Plaintiff Kim Lemister ("Lemister") was arrested on a charge of driving under the influence in September 2002 and transported directly to the Seminole County jail. (Doc. 20 at 13).

Lemister does not allege that she was detained for an unreasonably long time after a judge had ordered her release. (Doc. 20 at 24).

The Plaintiffs have asserted three causes of action under 42 U.S.C. § 1983. In Count One, the Plaintiffs allege that the searches violated their Fourth Amendment rights to be free from unreasonable searches and seizures and their Fourteenth Amendment rights to due process and privacy. In Count Two, the Plaintiffs allege that the searches were conducted in violation of Florida law requiring a supervisor's prior authorization, thereby infringing upon a liberty interest protected by the Fourteenth Amendment. And in Count Three, the Plaintiffs (except Lemister) contend that the unreasonably long detentions violated their Fourth Amendment right to be free from unreasonable seizure and a liberty interest protected the Fourteenth Amendment. As to each count, the Plaintiffs seek, inter alia, declaratory and injunctive relief, damages and attorneys' fees. The Plaintiffs also seek punitive damages against the Individual Defendants.

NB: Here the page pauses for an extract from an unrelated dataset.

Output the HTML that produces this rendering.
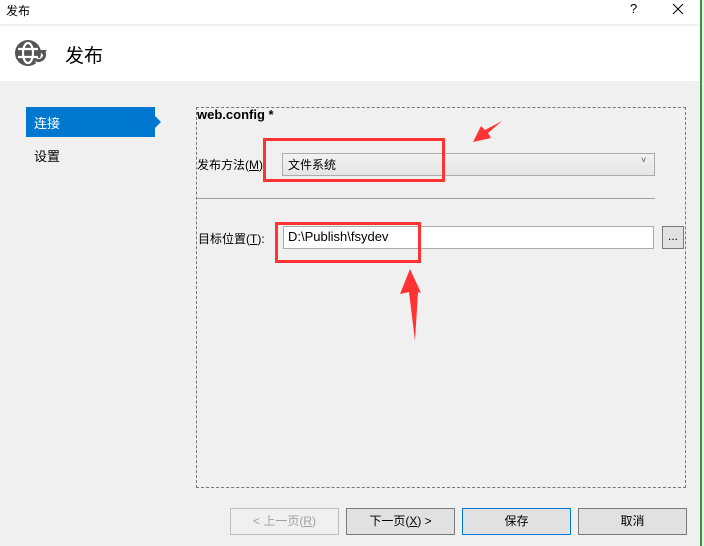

The Individual Defendants have moved to dismiss the individual capacity claims in all three counts due to qualified immunity, and Eslinger seeks dismissal of the individual capacity claims against him on the grounds that the Complaint does not sufficiently establish supervisory liability. The Individual Defendants also contend that counts two and three fail to state a claim upon which relief may be granted. Seminole County seeks dismissal of the claims against it on the grounds that it cannot be held liable for the actions of Eslinger.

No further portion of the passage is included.